[DATA LINES]
+ + + + +
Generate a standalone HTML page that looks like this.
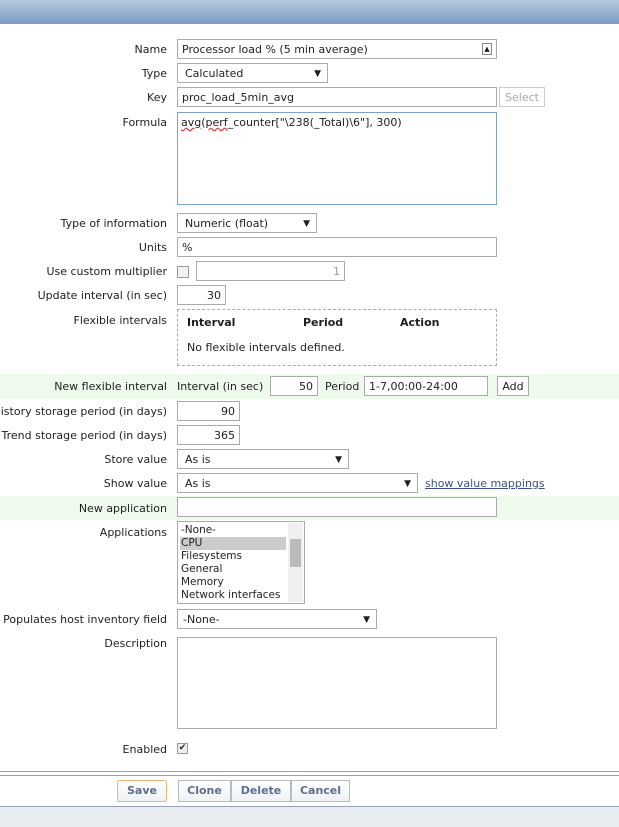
<!DOCTYPE html>
<html><head><meta charset="utf-8"><style>
*{box-sizing:border-box;margin:0;padding:0}
body{width:619px;height:827px;position:relative;background:#fff;font-family:"DejaVu Sans","Liberation Sans",sans-serif;font-size:11px;color:#1f1f1f;overflow:hidden}
.a{position:absolute}
.l{position:absolute;right:452px;white-space:nowrap}
.i{position:absolute;border:1px solid #aaa;background:#fff;padding:4px 4px 0;height:20px;line-height:12px;white-space:nowrap;overflow:hidden}
.r{text-align:right}
.s::after{content:"▼";position:absolute;right:6px;top:4px;font-size:9px}
.g{position:absolute;left:0;width:619px;background:#eefaec}
.b{position:absolute;border:1px solid #b3bccb;background:linear-gradient(#fff,#eef1f5);color:#5d6e8e;font-weight:bold;text-align:center;height:22px;line-height:20px;font-size:11px}
</style></head><body>
<div class="a" style="left:0;top:0;width:619px;height:24px;background:linear-gradient(#b5c8de,#7b9ac2)"></div>

<div class="l" style="top:43px">Name</div>
<div class="i" style="left:177px;top:39px;width:320px">Processor load % (5 min average)<span class="a" style="right:4px;top:3px;width:10px;height:12px;border:1px solid #888;font-size:7px;line-height:10px;text-align:center">▲</span></div>
<div class="l" style="top:67px">Type</div>
<div class="i s" style="left:177px;top:63px;width:151px;padding-left:7px">Calculated</div>
<div class="l" style="top:91px">Key</div>
<div class="i" style="left:177px;top:87px;width:320px">proc_load_5min_avg</div>
<div class="i" style="left:499px;top:87px;width:46px;color:#aaa;text-align:center;border-color:#ccc;padding:4px 0 0">Select</div>
<div class="l" style="top:116px">Formula</div>
<div class="i" style="left:177px;top:112px;width:320px;height:93px;border-color:#7da2ce;padding:4px 3px"><span style="text-decoration:underline wavy #d33">avg</span>(<span style="text-decoration:underline wavy #d33">perf</span>_counter["\238(_Total)\6"], 300)</div>

<div class="l" style="top:217px">Type of information</div>
<div class="i s" style="left:177px;top:213px;width:140px;padding-left:7px">Numeric (float)</div>
<div class="l" style="top:241px">Units</div>
<div class="i" style="left:177px;top:237px;width:320px">%</div>
<div class="l" style="top:265px">Use custom multiplier</div>
<div class="a" style="left:177px;top:266px;width:12px;height:12px;border:1px solid #999;background:#f3f3f3"></div>
<div class="i r" style="left:196px;top:261px;width:149px;color:#999">1</div>
<div class="l" style="top:289px">Update interval (in sec)</div>
<div class="i r" style="left:177px;top:285px;width:49px">30</div>
<div class="l" style="top:314px">Flexible intervals</div>
<div class="a" style="left:177px;top:309px;width:320px;height:57px;border:1px dashed #aaa"></div>
<div class="a" style="left:187px;top:316px;font-weight:bold;font-size:11px">Interval</div>
<div class="a" style="left:303px;top:316px;font-weight:bold;font-size:11px">Period</div>
<div class="a" style="left:400px;top:316px;font-weight:bold;font-size:11px">Action</div>
<div class="a" style="left:187px;top:341px">No flexible intervals defined.</div>

<div class="g" style="top:374px;height:25px"></div>
<div class="l" style="top:380px">New flexible interval</div>
<div class="a" style="left:177px;top:380px">Interval (in sec)</div>
<div class="i r" style="left:270px;top:376px;width:48px">50</div>
<div class="a" style="left:325px;top:380px">Period</div>
<div class="i" style="left:364px;top:376px;width:124px">1-7,00:00-24:00</div>
<div class="i" style="left:497px;top:376px;width:32px;text-align:center;padding:4px 0 0">Add</div>

<div class="l" style="top:405px">History storage period (in days)</div>
<div class="i r" style="left:177px;top:401px;width:63px">90</div>
<div class="l" style="top:429px">Trend storage period (in days)</div>
<div class="i r" style="left:177px;top:425px;width:63px">365</div>
<div class="l" style="top:453px">Store value</div>
<div class="i s" style="left:177px;top:449px;width:172px;padding-left:7px">As is</div>
<div class="l" style="top:477px">Show value</div>
<div class="i s" style="left:177px;top:473px;width:241px;padding-left:7px">As is</div>
<div class="a" style="left:425px;top:477px;color:#3b4f8b;text-decoration:underline">show value mappings</div>

<div class="g" style="top:496px;height:24px"></div>
<div class="l" style="top:502px">New application</div>
<div class="i" style="left:177px;top:497px;width:320px"></div>
<div class="l" style="top:526px">Applications</div>
<div class="a" style="left:177px;top:521px;width:128px;height:83px;border:1px solid #aaa;line-height:13px;padding:2px 0 0 3px;font-size:10.5px">
-None-<br><span style="display:block;background:#ccc;width:106px;margin-left:-1px;padding-left:1px">CPU</span>Filesystems<br>General<br>Memory<br>Network interfaces
<div class="a" style="right:1px;top:1px;width:15px;height:79px;background:#f0f0f0"></div>
<div class="a" style="right:3px;top:17px;width:11px;height:28px;background:#bbb"></div>
</div>
<div class="l" style="top:613px">Populates host inventory field</div>
<div class="i s" style="left:177px;top:609px;width:200px;padding-left:5px">-None-</div>
<div class="l" style="top:637px">Description</div>
<div class="i" style="left:177px;top:637px;width:320px;height:92px"></div>
<div class="l" style="top:743px">Enabled</div>
<div class="a" style="left:177px;top:743px;width:11px;height:11px;border:1px solid #999;background:#eee;font-size:9px;line-height:9px;text-align:center">✔</div>

<div class="a" style="left:0;top:771px;width:619px;height:5px;border-top:1px solid #8fa3bf;border-bottom:1px solid #8fa3bf"></div>
<div class="b" style="left:117px;top:780px;width:50px;border-color:#e8b87a;border-radius:2px">Save</div>
<div class="b" style="left:178px;top:780px;width:53px">Clone</div>
<div class="b" style="left:231px;top:780px;width:60px">Delete</div>
<div class="b" style="left:291px;top:780px;width:59px">Cancel</div>
<div class="a" style="left:0;top:806px;width:619px;height:21px;background:#e9ecf0;border-top:1px solid #8fa3bf"></div>
</body></html>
+ + + + +
[THE EXERCISE]
Transcribe the listing above verbatim. Omit the pictures.

[RESPONSE FOR THIS EXERCISE]
Generate a standalone HTML page that looks like this.
<!DOCTYPE html>
<html><head><meta charset="utf-8"><style>
*{box-sizing:border-box;margin:0;padding:0}
body{width:619px;height:827px;position:relative;background:#fff;font-family:"DejaVu Sans","Liberation Sans",sans-serif;font-size:11px;color:#1f1f1f;overflow:hidden}
.a{position:absolute}
.l{position:absolute;right:452px;white-space:nowrap}
.i{position:absolute;border:1px solid #aaa;background:#fff;padding:4px 4px 0;height:20px;line-height:12px;white-space:nowrap;overflow:hidden}
.r{text-align:right}
.s::after{content:"▼";position:absolute;right:6px;top:4px;font-size:9px}
.g{position:absolute;left:0;width:619px;background:#eefaec}
.b{position:absolute;border:1px solid #b3bccb;background:linear-gradient(#fff,#eef1f5);color:#5d6e8e;font-weight:bold;text-align:center;height:22px;line-height:20px;font-size:11px}
</style></head><body>
<div class="a" style="left:0;top:0;width:619px;height:24px;background:linear-gradient(#b5c8de,#7b9ac2)"></div>

<div class="l" style="top:43px">Name</div>
<div class="i" style="left:177px;top:39px;width:320px">Processor load % (5 min average)<span class="a" style="right:4px;top:3px;width:10px;height:12px;border:1px solid #888;font-size:7px;line-height:10px;text-align:center">▲</span></div>
<div class="l" style="top:67px">Type</div>
<div class="i s" style="left:177px;top:63px;width:151px;padding-left:7px">Calculated</div>
<div class="l" style="top:91px">Key</div>
<div class="i" style="left:177px;top:87px;width:320px">proc_load_5min_avg</div>
<div class="i" style="left:499px;top:87px;width:46px;color:#aaa;text-align:center;border-color:#ccc;padding:4px 0 0">Select</div>
<div class="l" style="top:116px">Formula</div>
<div class="i" style="left:177px;top:112px;width:320px;height:93px;border-color:#7da2ce;padding:4px 3px"><span style="text-decoration:underline wavy #d33">avg</span>(<span style="text-decoration:underline wavy #d33">perf</span>_counter["\238(_Total)\6"], 300)</div>

<div class="l" style="top:217px">Type of information</div>
<div class="i s" style="left:177px;top:213px;width:140px;padding-left:7px">Numeric (float)</div>
<div class="l" style="top:241px">Units</div>
<div class="i" style="left:177px;top:237px;width:320px">%</div>
<div class="l" style="top:265px">Use custom multiplier</div>
<div class="a" style="left:177px;top:266px;width:12px;height:12px;border:1px solid #999;background:#f3f3f3"></div>
<div class="i r" style="left:196px;top:261px;width:149px;color:#999">1</div>
<div class="l" style="top:289px">Update interval (in sec)</div>
<div class="i r" style="left:177px;top:285px;width:49px">30</div>
<div class="l" style="top:314px">Flexible intervals</div>
<div class="a" style="left:177px;top:309px;width:320px;height:57px;border:1px dashed #aaa"></div>
<div class="a" style="left:187px;top:316px;font-weight:bold;font-size:11px">Interval</div>
<div class="a" style="left:303px;top:316px;font-weight:bold;font-size:11px">Period</div>
<div class="a" style="left:400px;top:316px;font-weight:bold;font-size:11px">Action</div>
<div class="a" style="left:187px;top:341px">No flexible intervals defined.</div>

<div class="g" style="top:374px;height:25px"></div>
<div class="l" style="top:380px">New flexible interval</div>
<div class="a" style="left:177px;top:380px">Interval (in sec)</div>
<div class="i r" style="left:270px;top:376px;width:48px">50</div>
<div class="a" style="left:325px;top:380px">Period</div>
<div class="i" style="left:364px;top:376px;width:124px">1-7,00:00-24:00</div>
<div class="i" style="left:497px;top:376px;width:32px;text-align:center;padding:4px 0 0">Add</div>

<div class="l" style="top:405px">History storage period (in days)</div>
<div class="i r" style="left:177px;top:401px;width:63px">90</div>
<div class="l" style="top:429px">Trend storage period (in days)</div>
<div class="i r" style="left:177px;top:425px;width:63px">365</div>
<div class="l" style="top:453px">Store value</div>
<div class="i s" style="left:177px;top:449px;width:172px;padding-left:7px">As is</div>
<div class="l" style="top:477px">Show value</div>
<div class="i s" style="left:177px;top:473px;width:241px;padding-left:7px">As is</div>
<div class="a" style="left:425px;top:477px;color:#3b4f8b;text-decoration:underline">show value mappings</div>

<div class="g" style="top:496px;height:24px"></div>
<div class="l" style="top:502px">New application</div>
<div class="i" style="left:177px;top:497px;width:320px"></div>
<div class="l" style="top:526px">Applications</div>
<div class="a" style="left:177px;top:521px;width:128px;height:83px;border:1px solid #aaa;line-height:13px;padding:2px 0 0 3px;font-size:10.5px">
-None-<br><span style="display:block;background:#ccc;width:106px;margin-left:-1px;padding-left:1px">CPU</span>Filesystems<br>General<br>Memory<br>Network interfaces
<div class="a" style="right:1px;top:1px;width:15px;height:79px;background:#f0f0f0"></div>
<div class="a" style="right:3px;top:17px;width:11px;height:28px;background:#bbb"></div>
</div>
<div class="l" style="top:613px">Populates host inventory field</div>
<div class="i s" style="left:177px;top:609px;width:200px;padding-left:5px">-None-</div>
<div class="l" style="top:637px">Description</div>
<div class="i" style="left:177px;top:637px;width:320px;height:92px"></div>
<div class="l" style="top:743px">Enabled</div>
<div class="a" style="left:177px;top:743px;width:11px;height:11px;border:1px solid #999;background:#eee;font-size:9px;line-height:9px;text-align:center">✔</div>

<div class="a" style="left:0;top:771px;width:619px;height:5px;border-top:1px solid #8fa3bf;border-bottom:1px solid #8fa3bf"></div>
<div class="b" style="left:117px;top:780px;width:50px;border-color:#e8b87a;border-radius:2px">Save</div>
<div class="b" style="left:178px;top:780px;width:53px">Clone</div>
<div class="b" style="left:231px;top:780px;width:60px">Delete</div>
<div class="b" style="left:291px;top:780px;width:59px">Cancel</div>
<div class="a" style="left:0;top:806px;width:619px;height:21px;background:#e9ecf0;border-top:1px solid #8fa3bf"></div>
</body></html>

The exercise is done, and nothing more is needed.